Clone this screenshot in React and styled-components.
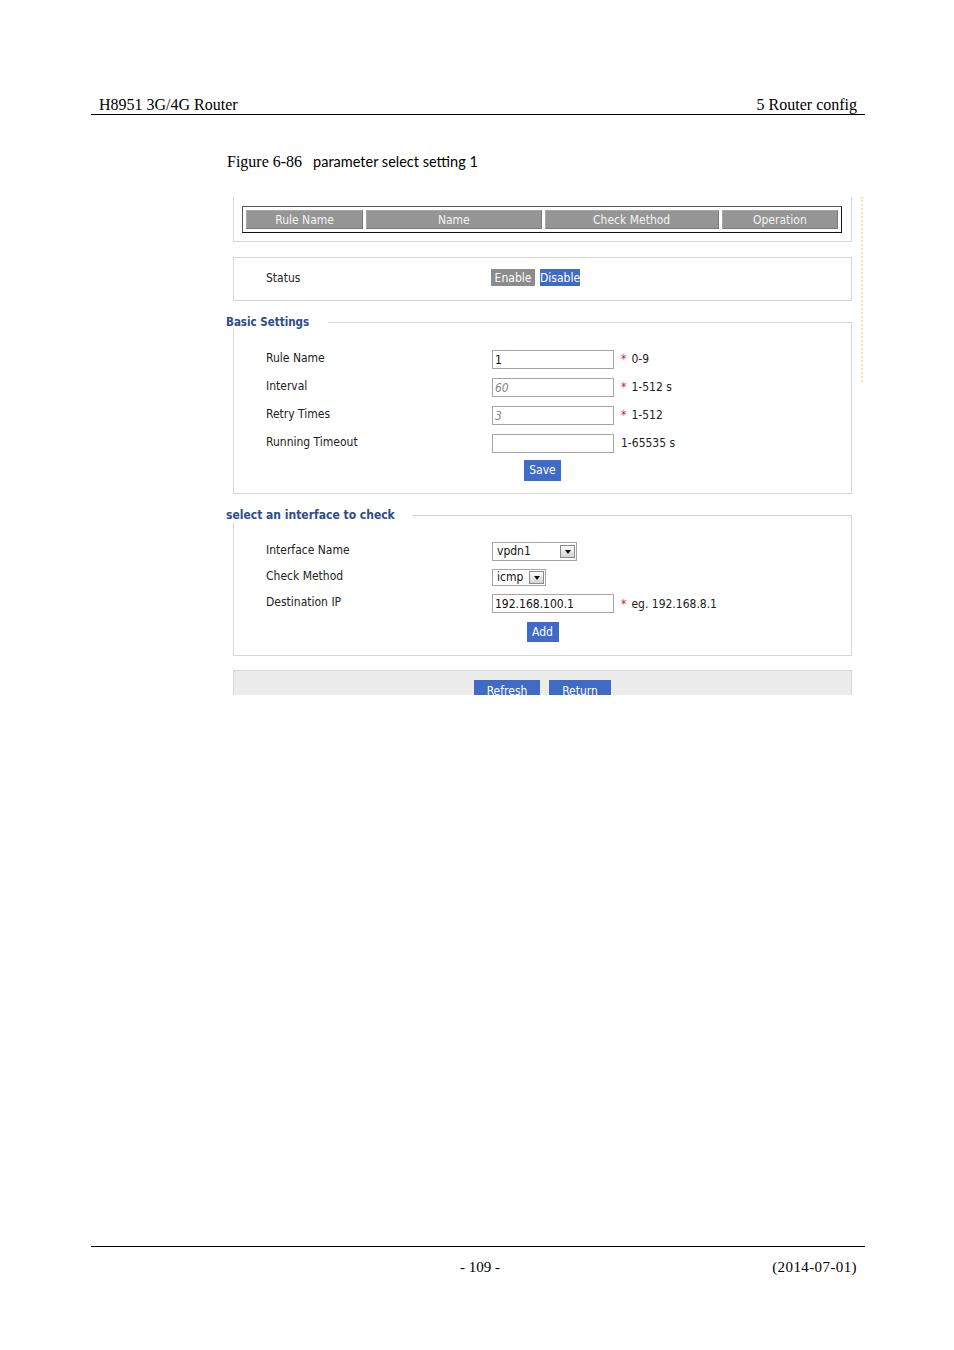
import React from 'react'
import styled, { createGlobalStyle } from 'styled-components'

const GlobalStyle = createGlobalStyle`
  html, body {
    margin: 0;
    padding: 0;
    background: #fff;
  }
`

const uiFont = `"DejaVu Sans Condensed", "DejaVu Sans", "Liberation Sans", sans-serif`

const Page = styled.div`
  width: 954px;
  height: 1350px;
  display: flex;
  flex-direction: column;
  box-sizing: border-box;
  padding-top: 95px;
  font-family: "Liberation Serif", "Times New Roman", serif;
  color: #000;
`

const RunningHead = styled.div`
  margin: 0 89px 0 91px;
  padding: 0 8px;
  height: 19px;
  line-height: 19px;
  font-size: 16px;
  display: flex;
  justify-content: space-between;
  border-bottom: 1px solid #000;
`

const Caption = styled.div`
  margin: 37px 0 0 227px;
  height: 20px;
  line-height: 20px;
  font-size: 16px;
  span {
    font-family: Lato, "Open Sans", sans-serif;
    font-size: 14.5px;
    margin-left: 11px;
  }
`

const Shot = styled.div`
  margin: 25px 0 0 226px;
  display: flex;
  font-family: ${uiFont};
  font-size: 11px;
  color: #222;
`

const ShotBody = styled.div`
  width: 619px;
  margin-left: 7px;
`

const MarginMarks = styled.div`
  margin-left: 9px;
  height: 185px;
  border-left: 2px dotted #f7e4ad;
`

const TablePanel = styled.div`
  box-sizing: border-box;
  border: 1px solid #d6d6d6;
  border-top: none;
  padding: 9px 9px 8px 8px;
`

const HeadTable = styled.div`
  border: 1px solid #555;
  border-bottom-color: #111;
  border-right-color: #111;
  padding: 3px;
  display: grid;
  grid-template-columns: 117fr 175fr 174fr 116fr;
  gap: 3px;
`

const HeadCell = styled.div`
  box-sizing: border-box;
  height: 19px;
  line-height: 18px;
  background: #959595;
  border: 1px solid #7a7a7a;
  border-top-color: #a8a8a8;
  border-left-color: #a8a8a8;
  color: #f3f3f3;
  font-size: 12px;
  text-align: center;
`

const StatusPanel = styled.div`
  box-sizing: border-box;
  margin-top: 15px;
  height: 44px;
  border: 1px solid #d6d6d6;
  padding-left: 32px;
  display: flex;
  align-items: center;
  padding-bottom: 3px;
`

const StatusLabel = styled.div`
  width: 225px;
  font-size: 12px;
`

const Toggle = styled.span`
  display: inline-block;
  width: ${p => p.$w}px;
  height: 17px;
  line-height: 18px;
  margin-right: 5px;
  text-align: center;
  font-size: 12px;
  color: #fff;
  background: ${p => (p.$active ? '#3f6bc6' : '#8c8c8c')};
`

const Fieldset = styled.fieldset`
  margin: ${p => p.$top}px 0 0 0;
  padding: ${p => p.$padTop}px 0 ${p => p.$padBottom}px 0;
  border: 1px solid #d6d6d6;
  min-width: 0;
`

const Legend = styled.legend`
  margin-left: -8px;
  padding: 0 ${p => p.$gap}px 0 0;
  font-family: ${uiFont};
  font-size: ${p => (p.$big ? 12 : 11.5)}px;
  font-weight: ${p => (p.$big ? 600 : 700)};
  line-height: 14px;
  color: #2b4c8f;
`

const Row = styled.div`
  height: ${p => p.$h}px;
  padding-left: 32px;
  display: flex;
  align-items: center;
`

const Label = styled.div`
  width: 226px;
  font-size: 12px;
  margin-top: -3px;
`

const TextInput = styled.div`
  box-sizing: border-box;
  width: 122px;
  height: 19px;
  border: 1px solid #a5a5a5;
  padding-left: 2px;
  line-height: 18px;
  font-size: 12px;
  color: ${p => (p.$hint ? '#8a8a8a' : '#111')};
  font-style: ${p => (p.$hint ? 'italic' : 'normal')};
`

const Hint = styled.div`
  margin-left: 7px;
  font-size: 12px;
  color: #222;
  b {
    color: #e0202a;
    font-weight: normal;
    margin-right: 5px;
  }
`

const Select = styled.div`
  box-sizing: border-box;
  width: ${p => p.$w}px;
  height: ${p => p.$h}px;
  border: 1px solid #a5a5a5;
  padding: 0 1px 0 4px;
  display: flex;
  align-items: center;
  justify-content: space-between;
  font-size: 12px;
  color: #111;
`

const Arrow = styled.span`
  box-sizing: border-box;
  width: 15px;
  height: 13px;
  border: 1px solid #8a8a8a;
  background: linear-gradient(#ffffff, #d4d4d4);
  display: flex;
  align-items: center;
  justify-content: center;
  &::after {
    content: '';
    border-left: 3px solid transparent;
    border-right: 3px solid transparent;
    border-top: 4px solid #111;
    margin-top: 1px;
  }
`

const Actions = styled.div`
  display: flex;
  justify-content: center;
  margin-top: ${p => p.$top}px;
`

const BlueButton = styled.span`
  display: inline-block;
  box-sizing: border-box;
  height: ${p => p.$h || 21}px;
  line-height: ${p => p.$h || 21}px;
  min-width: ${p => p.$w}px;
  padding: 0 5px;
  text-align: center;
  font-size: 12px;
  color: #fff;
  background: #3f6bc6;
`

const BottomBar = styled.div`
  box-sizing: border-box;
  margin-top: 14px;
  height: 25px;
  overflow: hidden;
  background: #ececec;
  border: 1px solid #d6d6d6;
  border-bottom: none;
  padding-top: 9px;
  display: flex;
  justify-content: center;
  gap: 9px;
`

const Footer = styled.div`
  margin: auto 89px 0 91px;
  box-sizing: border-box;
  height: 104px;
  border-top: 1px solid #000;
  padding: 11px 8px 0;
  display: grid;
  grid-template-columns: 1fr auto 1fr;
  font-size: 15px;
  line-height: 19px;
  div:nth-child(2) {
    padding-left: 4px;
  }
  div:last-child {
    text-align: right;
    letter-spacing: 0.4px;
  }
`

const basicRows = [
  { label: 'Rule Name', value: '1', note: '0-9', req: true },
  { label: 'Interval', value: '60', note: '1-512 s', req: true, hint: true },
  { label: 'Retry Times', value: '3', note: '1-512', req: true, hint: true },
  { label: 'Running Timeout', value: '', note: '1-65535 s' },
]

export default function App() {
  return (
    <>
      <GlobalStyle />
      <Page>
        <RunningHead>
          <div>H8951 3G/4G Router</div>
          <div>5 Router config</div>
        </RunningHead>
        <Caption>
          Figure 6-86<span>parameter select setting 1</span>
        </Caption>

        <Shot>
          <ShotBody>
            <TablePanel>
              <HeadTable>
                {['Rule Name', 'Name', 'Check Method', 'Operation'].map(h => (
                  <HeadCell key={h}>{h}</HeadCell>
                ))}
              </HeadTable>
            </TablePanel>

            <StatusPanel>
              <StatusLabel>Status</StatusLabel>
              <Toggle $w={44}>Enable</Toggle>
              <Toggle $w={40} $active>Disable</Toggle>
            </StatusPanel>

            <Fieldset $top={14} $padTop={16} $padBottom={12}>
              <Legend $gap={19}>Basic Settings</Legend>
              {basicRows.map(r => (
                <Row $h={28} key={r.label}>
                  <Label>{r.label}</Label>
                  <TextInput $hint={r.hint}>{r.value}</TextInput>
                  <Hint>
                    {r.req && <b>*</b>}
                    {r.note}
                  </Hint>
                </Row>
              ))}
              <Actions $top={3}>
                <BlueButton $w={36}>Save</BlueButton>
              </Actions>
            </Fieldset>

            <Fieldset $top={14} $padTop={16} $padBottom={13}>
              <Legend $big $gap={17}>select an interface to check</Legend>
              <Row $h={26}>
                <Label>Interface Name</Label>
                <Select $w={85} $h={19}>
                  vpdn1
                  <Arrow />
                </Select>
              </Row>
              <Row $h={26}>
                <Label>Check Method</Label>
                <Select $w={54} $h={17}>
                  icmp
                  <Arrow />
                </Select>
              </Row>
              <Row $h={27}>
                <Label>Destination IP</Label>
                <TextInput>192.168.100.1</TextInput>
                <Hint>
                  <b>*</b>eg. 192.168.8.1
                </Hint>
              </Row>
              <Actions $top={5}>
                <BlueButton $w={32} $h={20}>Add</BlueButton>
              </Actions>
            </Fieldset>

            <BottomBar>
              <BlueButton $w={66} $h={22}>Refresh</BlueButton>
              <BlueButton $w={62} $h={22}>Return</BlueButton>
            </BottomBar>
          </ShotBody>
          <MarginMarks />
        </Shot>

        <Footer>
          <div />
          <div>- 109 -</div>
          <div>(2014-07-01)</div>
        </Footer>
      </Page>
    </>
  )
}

* * *

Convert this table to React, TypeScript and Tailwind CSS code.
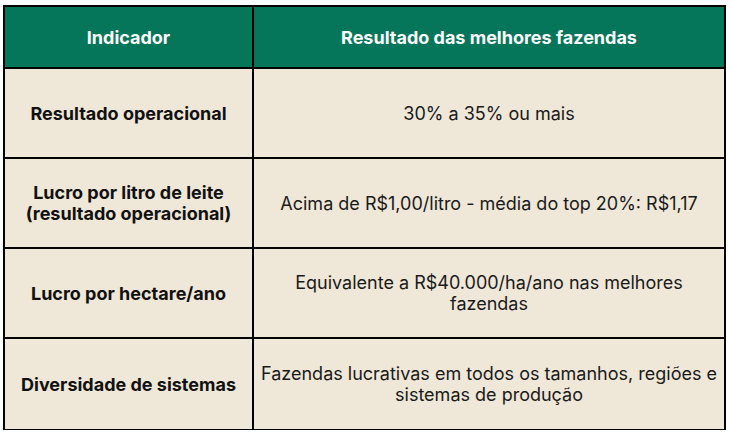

== What the task asks ==
Copy out each line in the listing that has the word "this".

== Task result ==
Clone this screenshot in React and styled-components.
Convert this table to React, TypeScript and Tailwind CSS code.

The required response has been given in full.